What is the difference between a clustered and an unclustered index for a range query?
A clustered (primary) index stores the data rows in the same order as the index, so the matches for a range lie on consecutive pages and you read about ceil(m / rows-per-page) of them. An unclustered (secondary) index points into scattered data, so each of the m matching rows can sit on a different page, costing up to one page I/O per row. That is why an unclustered range scan can become more expensive than reading the whole file, at which point the optimiser prefers a full scan.
Can AI help me with storage and indexing in COMP9120?
Yes, as a study aid. Sia, the AskSia tutor, explains storage and indexing step by step: it can walk you through why databases are I/O-bound, re-derive the floor/ceil page-counting arithmetic on a fresh example, and check your reasoning on a clustered-vs-unclustered cost comparison. Use it to understand the method and practise, not to obtain answers to a graded assignment or exam; the exam is closed book, so the goal is to be able to do the counting yourself.

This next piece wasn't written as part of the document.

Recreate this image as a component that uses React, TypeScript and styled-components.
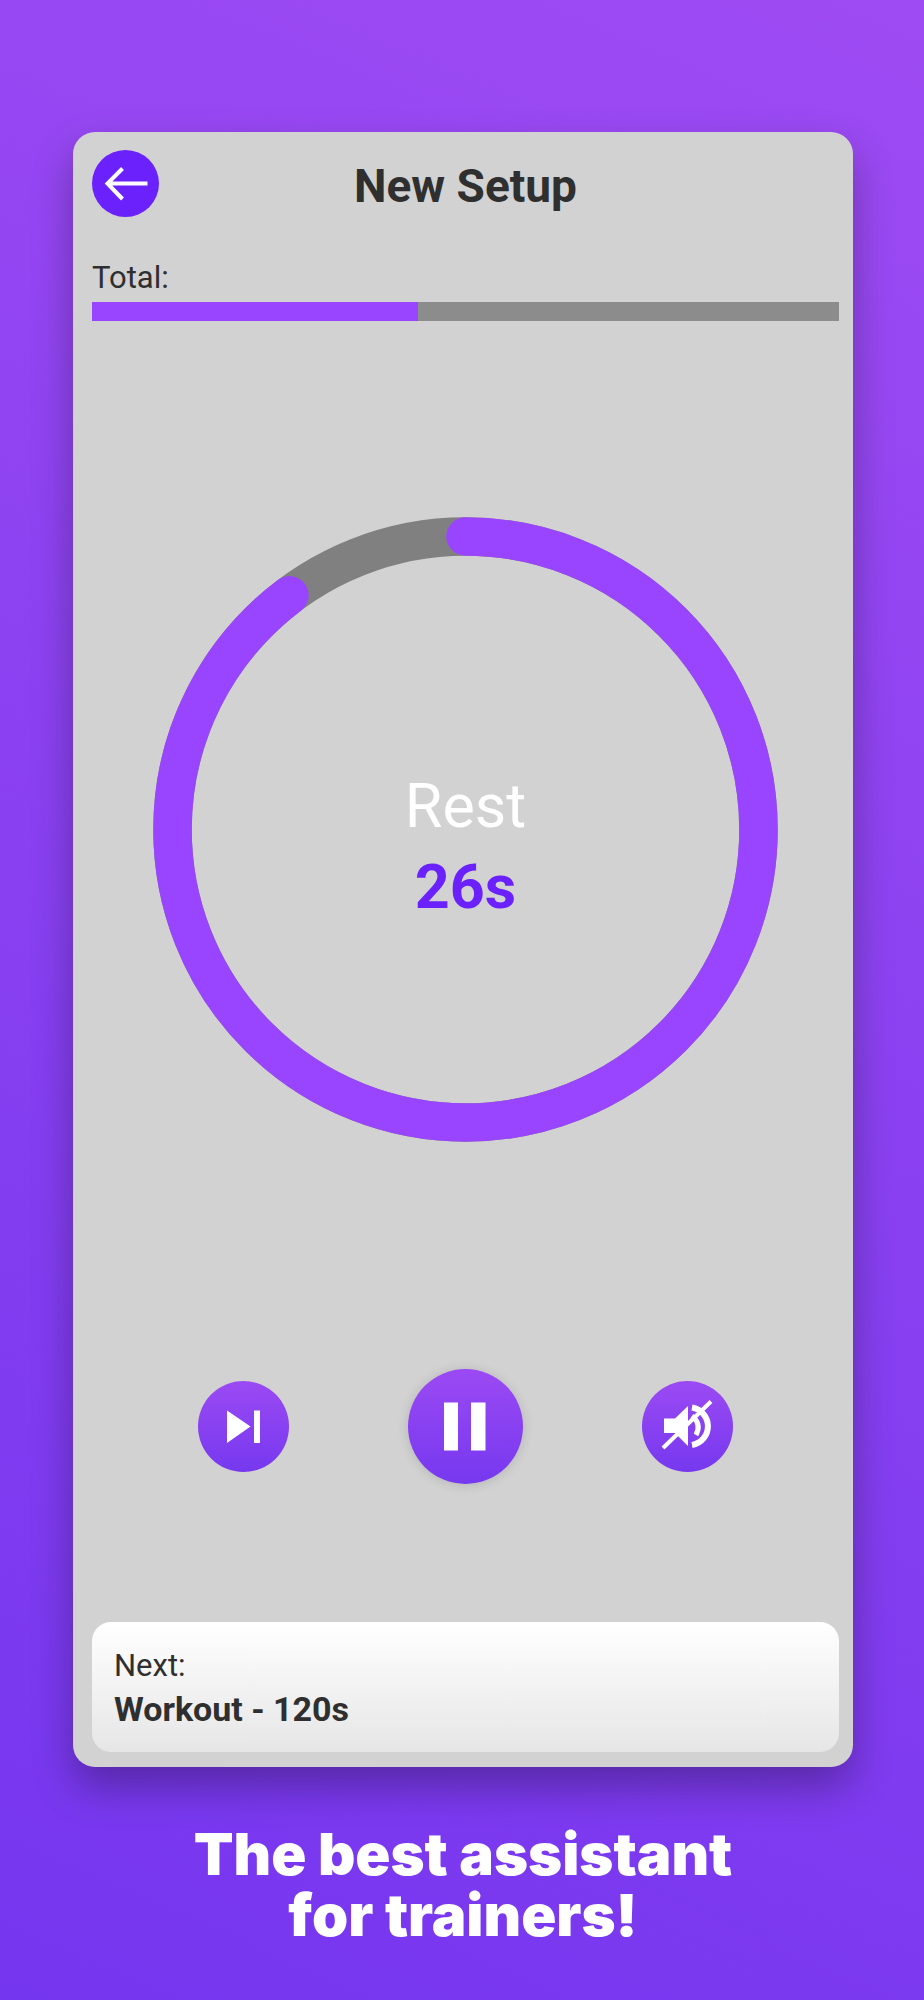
import React from "react";
import styled, { createGlobalStyle } from "styled-components";

const accent = "#9945ff";
const deep = "#6b21fb";
const ink = "#2f2f2f";
const buttonFill = "linear-gradient(180deg, #9b4af3 0%, #7638ef 100%)";

const Global = createGlobalStyle`
  *, *::before, *::after { box-sizing: border-box; }
  body { margin: 0; }
`;

const Page = styled.main`
  min-height: 100vh;
  padding: 132px 71px 40px 73px;
  background: linear-gradient(203deg, #9e4bf3 0%, #7536ef 100%);
  font-family: Roboto, "Liberation Sans", sans-serif;
  color: ${ink};
`;

const Screen = styled.section`
  display: flex;
  flex-direction: column;
  padding: 18px 14px 15px 19px;
  border-radius: 22px;
  background: #d2d2d2;
  box-shadow: 0 20px 40px rgba(0, 0, 0, 0.3);
`;

const Header = styled.header`
  display: grid;
  grid-template-columns: 67px 1fr 67px;
  align-items: center;
`;

const BackButton = styled.button`
  display: grid;
  place-items: center;
  width: 67px;
  height: 67px;
  padding: 0;
  border: 0;
  border-radius: 50%;
  background: ${deep};
`;

const Title = styled.h1`
  margin: 0;
  padding-top: 4px;
  font-size: 46px;
  line-height: 54px;
  font-weight: 700;
  text-align: center;
`;

const Total = styled.div`
  margin-top: 43px;
`;

const Label = styled.div`
  font-size: 31px;
  line-height: 36px;
`;

const Track = styled.div`
  height: 19px;
  margin-top: 6px;
  background: #8c8c8c;
`;

const Fill = styled.div`
  height: 100%;
  background: ${accent};
`;

const Dial = styled.div`
  display: grid;
  place-items: center;
  margin-top: 196px;

  > * {
    grid-area: 1 / 1;
  }
`;

const Ring = styled.svg`
  display: block;
  width: 100%;
  max-width: 625px;
`;

const Reading = styled.div`
  padding-top: 34px;
  text-align: center;
  font-size: 61px;
  line-height: 81px;
`;

const Phase = styled.div`
  color: #fff;
`;

const Seconds = styled.div`
  color: ${deep};
  font-weight: 700;
`;

const Controls = styled.div`
  display: flex;
  justify-content: center;
  align-items: center;
  gap: 119px;
  margin-top: 227px;
`;

const RoundButton = styled.button<{ $size: number; $raised?: boolean }>`
  display: grid;
  place-items: center;
  flex: none;
  width: ${(p) => p.$size}px;
  height: ${(p) => p.$size}px;
  padding: 0;
  border: 0;
  border-radius: 50%;
  background: ${buttonFill};
  box-shadow: ${(p) => (p.$raised ? "0 1px 12px rgba(0, 0, 0, 0.14)" : "none")};
`;

const Next = styled.section`
  margin-top: 138px;
  padding: 26px 22px 23px;
  border-radius: 19px;
  background: linear-gradient(180deg, #ffffff 0%, #e6e6e6 100%);
`;

const NextName = styled.div`
  margin-top: 5px;
  font-size: 34px;
  line-height: 40px;
  font-weight: 700;
`;

const Tagline = styled.p`
  margin: 57px 0 0;
  color: #fff;
  font-family: Inter, "Open Sans", sans-serif;
  font-size: 58px;
  line-height: 61px;
  font-weight: 900;
  text-align: center;
`;

const RADIUS = 293;
const LENGTH = 2 * Math.PI * RADIUS;

function ProgressRing({ value }: { value: number }) {
  return (
    <Ring viewBox="0 0 625 625" fill="none" strokeWidth="38.5" aria-hidden="true">
      <circle cx="312.5" cy="312.5" r={RADIUS} stroke="#808080" />
      <circle
        cx="312.5"
        cy="312.5"
        r={RADIUS}
        stroke={accent}
        strokeLinecap="round"
        strokeDasharray={`${LENGTH * value} ${LENGTH}`}
        transform="rotate(-90 312.5 312.5)"
      />
    </Ring>
  );
}

const ArrowIcon = () => (
  <svg width="67" height="67" viewBox="0 0 67 67" fill="none" stroke="#fff" strokeWidth="4" aria-hidden="true">
    <path d="M55.500 33.500H16M30.500 18.500L15.500 33.500L30.500 49" />
  </svg>
);

const SkipIcon = () => (
  <svg width="91" height="91" viewBox="0 0 91 91" fill="#fff" aria-hidden="true">
    <path d="M29 29.500L52.500 45.500L29 62ZM56 29.500H62V62H56Z" />
  </svg>
);

const PauseIcon = () => (
  <svg width="115" height="115" viewBox="0 0 115 115" fill="#fff" aria-hidden="true">
    <path d="M36 33.500H50V81.500H36ZM63 33.500H77.500V81.500H63Z" />
  </svg>
);

const MuteIcon = () => (
  <svg width="91" height="91" viewBox="0 0 91 91" fill="none" aria-hidden="true">
    <path d="M22 37.500H33L46 25V65L33 52H22Z" fill="#fff" />
    <path d="M50 26.500A19 19 0 0 1 50 64" stroke="#fff" strokeWidth="6" />
    <path d="M50 35Q60 43 54 54" stroke="#fff" strokeWidth="5" />
    <path d="M21 67L69 20.500" stroke="#fff" strokeWidth="4" />
  </svg>
);

export default function App() {
  return (
    <>
      <Global />
      <Page>
        <Screen>
          <Header>
            <BackButton type="button" aria-label="Back">
              <ArrowIcon />
            </BackButton>
            <Title>New Setup</Title>
          </Header>
          <Total>
            <Label id="total-label">Total:</Label>
            <Track role="progressbar" aria-labelledby="total-label" aria-valuenow={44}>
              <Fill style={{ width: "43.7%" }} />
            </Track>
          </Total>
          <Dial>
            <ProgressRing value={0.897} />
            <Reading>
              <Phase>Rest</Phase>
              <Seconds>26s</Seconds>
            </Reading>
          </Dial>
          <Controls>
            <RoundButton type="button" $size={91} aria-label="Skip">
              <SkipIcon />
            </RoundButton>
            <RoundButton type="button" $size={115} $raised aria-label="Pause">
              <PauseIcon />
            </RoundButton>
            <RoundButton type="button" $size={91} aria-label="Mute">
              <MuteIcon />
            </RoundButton>
          </Controls>
          <Next>
            <Label>Next:</Label>
            <NextName>Workout - 120s</NextName>
          </Next>
        </Screen>
        <Tagline>
          The best assistant
          <br />
          for trainers!
        </Tagline>
      </Page>
    </>
  );
}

Studying with AI? Sia — free AI data science tutor works through COMP9120 step by step.
Exam move
Storage & Indexing is Part 2, Question 2 of the final exam, worth 28 marks on a 2-hour (120-minute), closed-book paper of 131 marks; at roughly 0.8 minutes per mark, budget about 22 minutes for it and keep time to re-check your other answers. Drill two moves until they are automatic: page counting (records/page with floor, fill-factor, then data pages with ceil; then fan-out and B+-tree levels) and access costing (equality vs range, clustered vs unclustered). Always show your working line by line, because the marks are method marks. Remember the double hurdle: you must score at least 40% on the final exam AND at least 50% overall, or the unit mark is capped at 45. Confirm the exact weights, format and exam-period dates on Canvas for your offering.